**GIVEN ENTRIES**
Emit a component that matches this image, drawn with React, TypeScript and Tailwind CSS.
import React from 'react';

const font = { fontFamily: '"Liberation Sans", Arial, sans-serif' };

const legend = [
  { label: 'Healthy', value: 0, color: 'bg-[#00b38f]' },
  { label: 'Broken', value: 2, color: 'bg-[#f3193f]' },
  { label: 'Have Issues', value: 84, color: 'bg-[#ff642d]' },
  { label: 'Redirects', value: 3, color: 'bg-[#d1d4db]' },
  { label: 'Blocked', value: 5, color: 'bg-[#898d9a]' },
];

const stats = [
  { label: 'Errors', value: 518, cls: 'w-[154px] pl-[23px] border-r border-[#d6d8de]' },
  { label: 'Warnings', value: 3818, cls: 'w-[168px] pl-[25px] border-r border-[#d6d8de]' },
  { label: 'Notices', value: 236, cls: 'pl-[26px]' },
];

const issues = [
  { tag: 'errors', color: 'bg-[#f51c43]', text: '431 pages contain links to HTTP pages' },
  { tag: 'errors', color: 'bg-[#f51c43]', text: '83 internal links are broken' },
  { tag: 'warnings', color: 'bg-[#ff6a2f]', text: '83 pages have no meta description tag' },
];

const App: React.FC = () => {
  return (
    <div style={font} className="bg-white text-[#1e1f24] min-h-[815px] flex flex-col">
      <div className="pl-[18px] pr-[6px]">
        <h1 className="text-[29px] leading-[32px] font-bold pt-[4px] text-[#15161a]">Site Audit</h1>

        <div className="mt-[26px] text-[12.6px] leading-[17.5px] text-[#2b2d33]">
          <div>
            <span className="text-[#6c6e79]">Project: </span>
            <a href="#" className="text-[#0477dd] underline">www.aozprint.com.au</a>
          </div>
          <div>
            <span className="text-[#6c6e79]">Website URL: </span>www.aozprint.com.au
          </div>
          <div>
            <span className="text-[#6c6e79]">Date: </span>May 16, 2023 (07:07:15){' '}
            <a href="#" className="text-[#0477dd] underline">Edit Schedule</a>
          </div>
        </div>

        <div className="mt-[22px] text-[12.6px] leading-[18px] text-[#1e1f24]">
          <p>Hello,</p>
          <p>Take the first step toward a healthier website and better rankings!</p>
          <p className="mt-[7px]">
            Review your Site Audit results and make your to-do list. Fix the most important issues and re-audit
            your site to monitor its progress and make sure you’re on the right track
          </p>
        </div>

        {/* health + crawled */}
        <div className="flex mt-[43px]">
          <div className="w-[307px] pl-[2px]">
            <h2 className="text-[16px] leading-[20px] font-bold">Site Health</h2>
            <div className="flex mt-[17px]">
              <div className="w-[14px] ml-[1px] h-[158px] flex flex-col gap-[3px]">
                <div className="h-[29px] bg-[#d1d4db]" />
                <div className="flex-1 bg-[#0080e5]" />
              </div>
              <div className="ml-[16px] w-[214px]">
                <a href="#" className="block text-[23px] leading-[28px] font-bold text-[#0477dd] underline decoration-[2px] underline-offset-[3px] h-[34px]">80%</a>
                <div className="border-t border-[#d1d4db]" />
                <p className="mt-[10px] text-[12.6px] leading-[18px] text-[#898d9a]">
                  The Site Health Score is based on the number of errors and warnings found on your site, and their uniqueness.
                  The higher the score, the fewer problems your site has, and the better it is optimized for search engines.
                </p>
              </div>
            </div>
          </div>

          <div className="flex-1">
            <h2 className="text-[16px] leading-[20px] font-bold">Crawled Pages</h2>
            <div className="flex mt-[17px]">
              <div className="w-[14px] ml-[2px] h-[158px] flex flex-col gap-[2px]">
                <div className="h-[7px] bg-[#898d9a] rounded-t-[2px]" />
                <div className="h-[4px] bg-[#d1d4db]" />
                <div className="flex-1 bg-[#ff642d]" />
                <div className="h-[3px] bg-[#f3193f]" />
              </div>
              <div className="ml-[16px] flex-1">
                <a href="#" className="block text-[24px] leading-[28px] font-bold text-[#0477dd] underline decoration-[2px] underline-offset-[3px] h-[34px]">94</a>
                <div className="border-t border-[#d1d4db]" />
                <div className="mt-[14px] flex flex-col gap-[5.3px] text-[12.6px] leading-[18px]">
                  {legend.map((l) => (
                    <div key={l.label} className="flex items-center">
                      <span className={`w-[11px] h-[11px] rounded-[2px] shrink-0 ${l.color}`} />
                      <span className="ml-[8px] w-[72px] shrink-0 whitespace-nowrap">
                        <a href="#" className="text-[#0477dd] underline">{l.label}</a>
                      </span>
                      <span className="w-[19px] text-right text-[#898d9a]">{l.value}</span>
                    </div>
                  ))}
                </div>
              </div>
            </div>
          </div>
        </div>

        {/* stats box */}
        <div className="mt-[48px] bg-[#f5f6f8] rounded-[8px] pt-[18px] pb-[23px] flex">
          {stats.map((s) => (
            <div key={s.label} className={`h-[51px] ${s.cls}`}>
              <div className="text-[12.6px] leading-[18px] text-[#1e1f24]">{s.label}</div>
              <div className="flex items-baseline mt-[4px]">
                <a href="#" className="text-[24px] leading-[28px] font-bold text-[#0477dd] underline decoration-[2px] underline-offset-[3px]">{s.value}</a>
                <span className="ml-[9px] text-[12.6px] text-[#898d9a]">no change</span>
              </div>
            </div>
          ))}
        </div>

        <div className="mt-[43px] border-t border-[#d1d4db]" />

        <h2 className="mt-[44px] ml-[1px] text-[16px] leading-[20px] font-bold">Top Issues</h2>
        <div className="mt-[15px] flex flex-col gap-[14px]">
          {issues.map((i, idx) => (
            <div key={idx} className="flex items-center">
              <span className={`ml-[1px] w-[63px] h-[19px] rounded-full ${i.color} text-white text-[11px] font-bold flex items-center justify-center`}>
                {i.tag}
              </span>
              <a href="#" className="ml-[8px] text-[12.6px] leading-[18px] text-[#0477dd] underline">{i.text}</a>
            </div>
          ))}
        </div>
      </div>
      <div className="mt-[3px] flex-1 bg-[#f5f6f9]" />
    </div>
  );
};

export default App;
...
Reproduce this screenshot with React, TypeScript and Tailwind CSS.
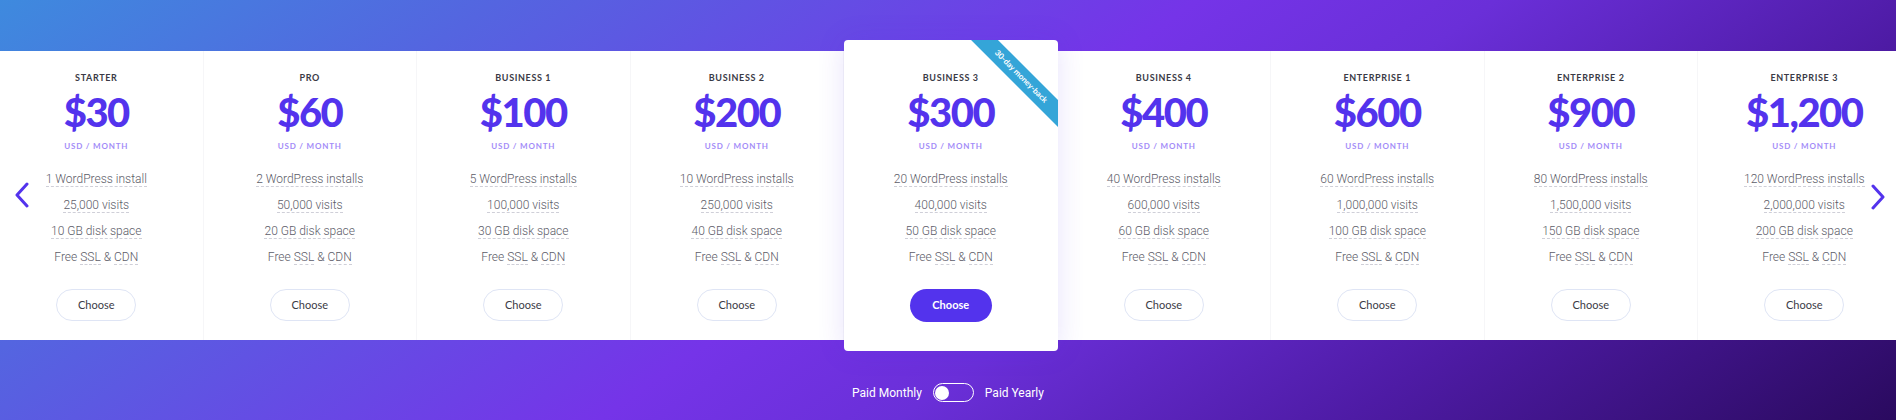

**WHAT NEEDS TO BE DONE**
Count each line where the string "TypeScript" occurs, and write only the number.

**FULL OUTPUT**
2